Discovering Variable Binding Circuitry with Desiderata
Xander Davies, Max Nadeau, Nikhil Prakash, Tamar Rott Shaham, David Bau
TL;DR
To tackle mechanistic interpretability in large language models, the paper proposes a desiderata-guided framework for causal interventions that localizes computation by constraints rather than exhaustive ablations. It extends activation patching by learning a sparse mask over model components to enforce desired effect patterns specified by desiderata. In a proof-of-concept, it identifies a shared variable-binding circuitry consisting of 10 components (9 attention heads and 1 MLP) that copies variable values into the final token residual stream, generalizing beyond the trained operations.

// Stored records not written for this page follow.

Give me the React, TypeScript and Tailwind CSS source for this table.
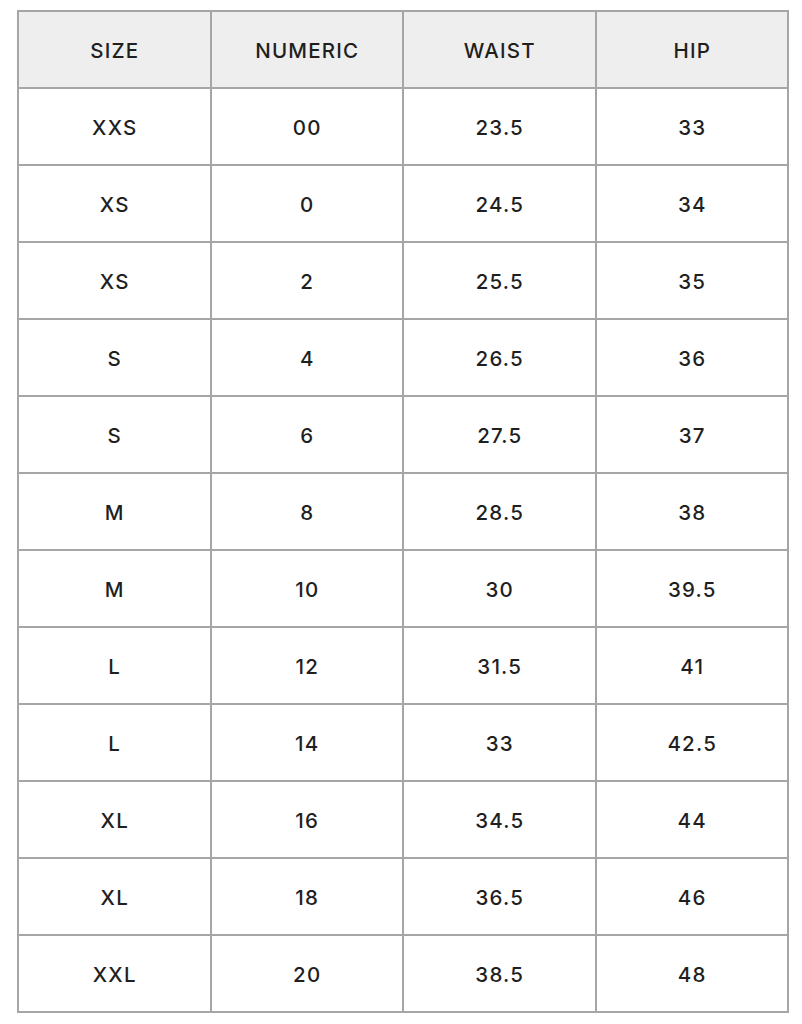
const rows: [string, string, string, string][] = [
  ['XXS', '00', '23.5', '33'],
  ['XS', '0', '24.5', '34'],
  ['XS', '2', '25.5', '35'],
  ['S', '4', '26.5', '36'],
  ['S', '6', '27.5', '37'],
  ['M', '8', '28.5', '38'],
  ['M', '10', '30', '39.5'],
  ['L', '12', '31.5', '41'],
  ['L', '14', '33', '42.5'],
  ['XL', '16', '34.5', '44'],
  ['XL', '18', '36.5', '46'],
  ['XXL', '20', '38.5', '48'],
];

const headers = ['SIZE', 'NUMERIC', 'WAIST', 'HIP'];

export default function App() {
  return (
    <div className="bg-white w-[802px] h-[1024px] pt-[10px] pl-[17px] font-['Inter',sans-serif] text-[#1f1f1f]">
      <table className="w-[772px] border-collapse table-fixed text-[20.5px] tracking-[1.2px] font-medium">
        <thead>
          <tr className="h-[77px] bg-[#eeeeee]">
            {headers.map((h) => (
              <th key={h} className="border-2 border-[#a6a6a6] font-medium text-center pl-[1px] pt-[3px]">
                {h}
              </th>
            ))}
          </tr>
        </thead>
        <tbody>
          {rows.map((r, i) => (
            <tr key={i} className="h-[77px]">
              {r.map((c, j) => (
                <td key={j} className="border-2 border-[#a6a6a6] text-center pl-[1px] pt-[3px]">
                  {c}
                </td>
              ))}
            </tr>
          ))}
        </tbody>
      </table>
    </div>
  );
}
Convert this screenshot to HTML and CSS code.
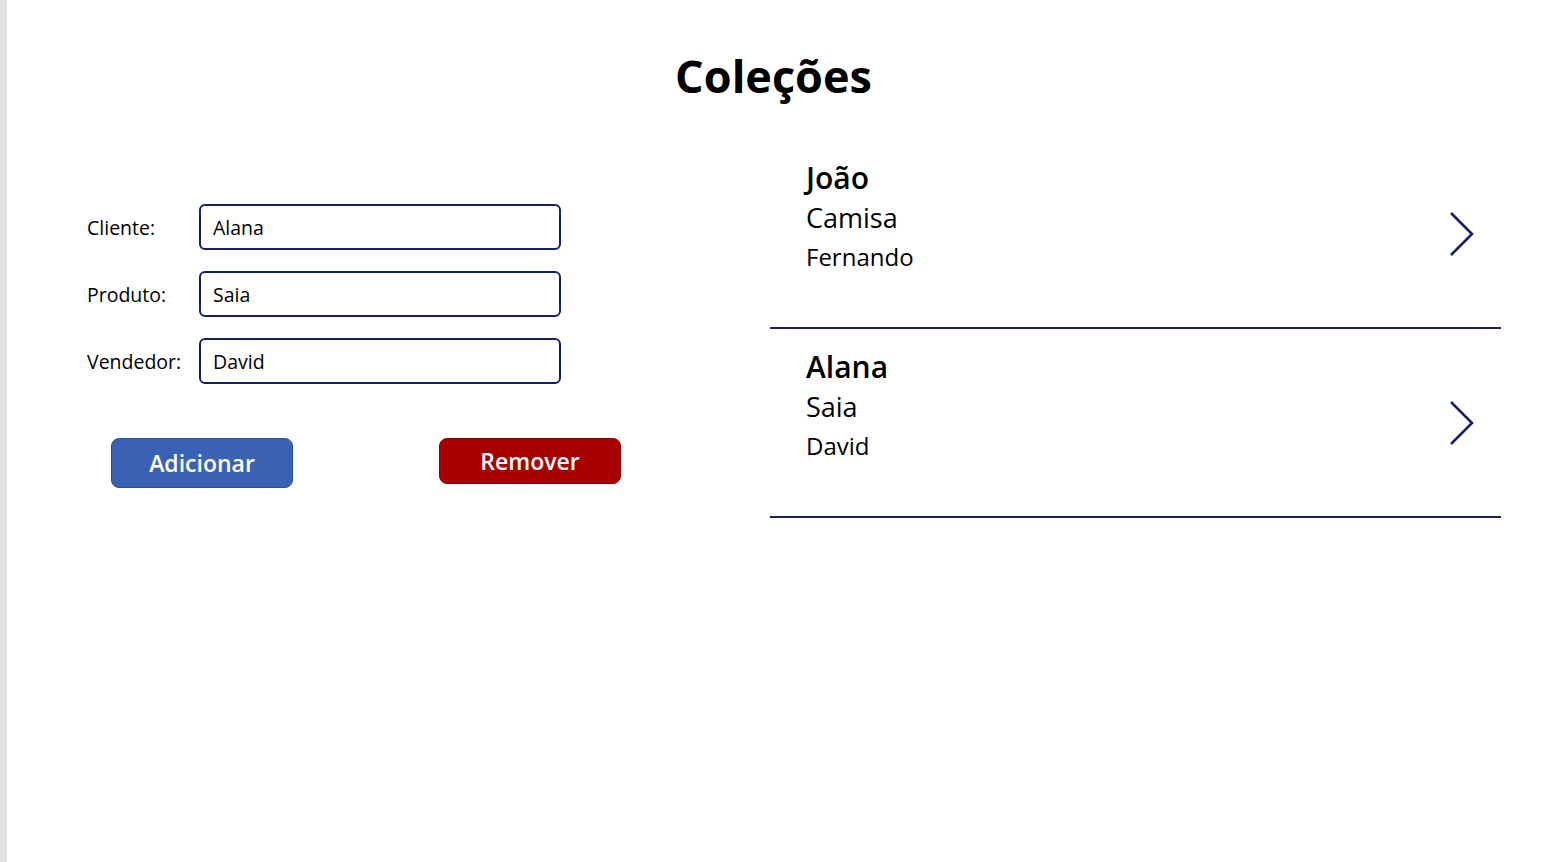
FILE: index.html
```html
<!DOCTYPE html>
<html lang="pt">

<head>
    <meta charset="UTF-8" />
    <meta name="viewport" content="width=device-width, initial-scale=1.0" />
    <title>Coleções</title>

    <link rel="stylesheet" href="styles.css">

</head>

<body>
    <div class="screen">
        <h1 class="title">Coleções</h1>

        <div class="content">
            <form class="form-panel" id="colForm">
                <div class="form-row">
                    <label for="cliente">Cliente:</label>
                    <input type="text" id="cliente" name="cliente" value="Alana" />
                </div>
                <div class="form-row">
                    <label for="produto">Produto:</label>
                    <input type="text" id="produto" name="produto" value="Saia" />
                </div>
                <div class="form-row">
                    <label for="vendedor">Vendedor:</label>
                    <input type="text" id="vendedor" name="vendedor" value="David" />
                </div>

                <div class="button-row">
                    <button type="button" class="btn btn-add">Adicionar</button>
                    <button type="button" class="btn btn-remove">Remover</button>
                </div>
            </form>

            <ul class="gallery">
                <li class="gallery-item">
                    <div class="item-text">
                        <div class="item-name">João</div>
                        <div class="item-product">Camisa</div>
                        <div class="item-seller">Fernando</div>
                    </div>
                    <svg class="chevron" width="26" height="46" viewBox="0 0 26 46">
                        <path d="M2 2 L23 23 L2 44" fill="none" stroke="#15206a" stroke-width="2.6" />
                    </svg>
                </li>
                <li class="gallery-item">
                    <div class="item-text">
                        <div class="item-name">Alana</div>
                        <div class="item-product">Saia</div>
                        <div class="item-seller">David</div>
                    </div>
                    <svg class="chevron" width="26" height="46" viewBox="0 0 26 46">
                        <path d="M2 2 L23 23 L2 44" fill="none" stroke="#15206a" stroke-width="2.6" />
                    </svg>
                </li>
            </ul>
        </div>
    </div>
</body>

</html>
```

FILE: styles.css
```css
html,
body {
    height: 100%;
    margin: 0;
    padding: 0;
}

body {
    font-family: "Open Sans", "Noto Sans", sans-serif;
    color: #000;
    background: #fff;
}

.screen {
    height: 100%;
    border-left: 7px solid #e1e1e1;
    box-sizing: border-box;
}

.title {
    margin: 0 0 0 -7px;
    padding-top: 46px;
    text-align: center;
    font-size: 45px;
    font-weight: 700;
    line-height: 60px;
}

.content {
    display: flex;
    align-items: flex-start;
    margin-top: 34px;
}

.form-panel {
    width: 763px;
    padding: 64px 0 0 80px;
    box-sizing: border-box;
}

.form-row {
    display: flex;
    align-items: center;
    margin-bottom: 21px;
}

.form-row label {
    width: 112px;
    font-size: 19.5px;
}

.form-row input[type="text"] {
    width: 362px;
    height: 46px;
    padding: 0 12px;
    box-sizing: border-box;
    border: 2px solid #15206a;
    border-radius: 6px;
    font-family: inherit;
    font-size: 19.5px;
    color: #000;
}

.button-row {
    display: flex;
    align-items: flex-start;
    gap: 146px;
    padding: 33px 0 0 24px;
}

.btn {
    width: 182px;
    border-radius: 8px;
    font-family: inherit;
    font-size: 23px;
    font-weight: 600;
    color: #fff;
    cursor: pointer;
}

.btn-add {
    height: 50px;
    background: #3a62b4;
    border: 1px solid #2c4f9c;
}

.btn-remove {
    height: 46px;
    background: #a80000;
    border: 1px solid #8a0000;
}

.gallery {
    list-style: none;
    margin: 0;
    padding: 0;
    width: 731px;
}

.gallery-item {
    display: flex;
    align-items: center;
    justify-content: space-between;
    height: 189px;
    padding: 0 26px 0 36px;
    box-sizing: border-box;
    border-bottom: 2px solid #1a2064;
}

.item-text {
    padding-bottom: 34px;
}

.item-name {
    font-size: 30px;
    font-weight: 600;
    line-height: 40px;
}

.item-product {
    font-size: 27px;
    line-height: 40px;
}

.item-seller {
    font-size: 24px;
    line-height: 38px;
}
```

The results highlight the importance of jointly enforcing multiple desiderata to isolate the target circuitry and demonstrate a scalable path toward automated mechanistic localization in large models.
Abstract
Recent work has shown that computation in language models may be human-understandable, with successful efforts to localize and intervene on both single-unit features and input-output circuits. Here, we introduce an approach which extends causal mediation experiments to automatically identify model components responsible for performing a specific subtask by solely specifying a set of \textit{desiderata}, or causal attributes of the model components executing that subtask. As a proof of concept, we apply our method to automatically discover shared \textit{variable binding circuitry} in LLaMA-13B, which retrieves variable values for multiple arithmetic tasks. Our method successfully localizes variable binding to only 9 attention heads (of the 1.6k) and one MLP in the final token's residual stream.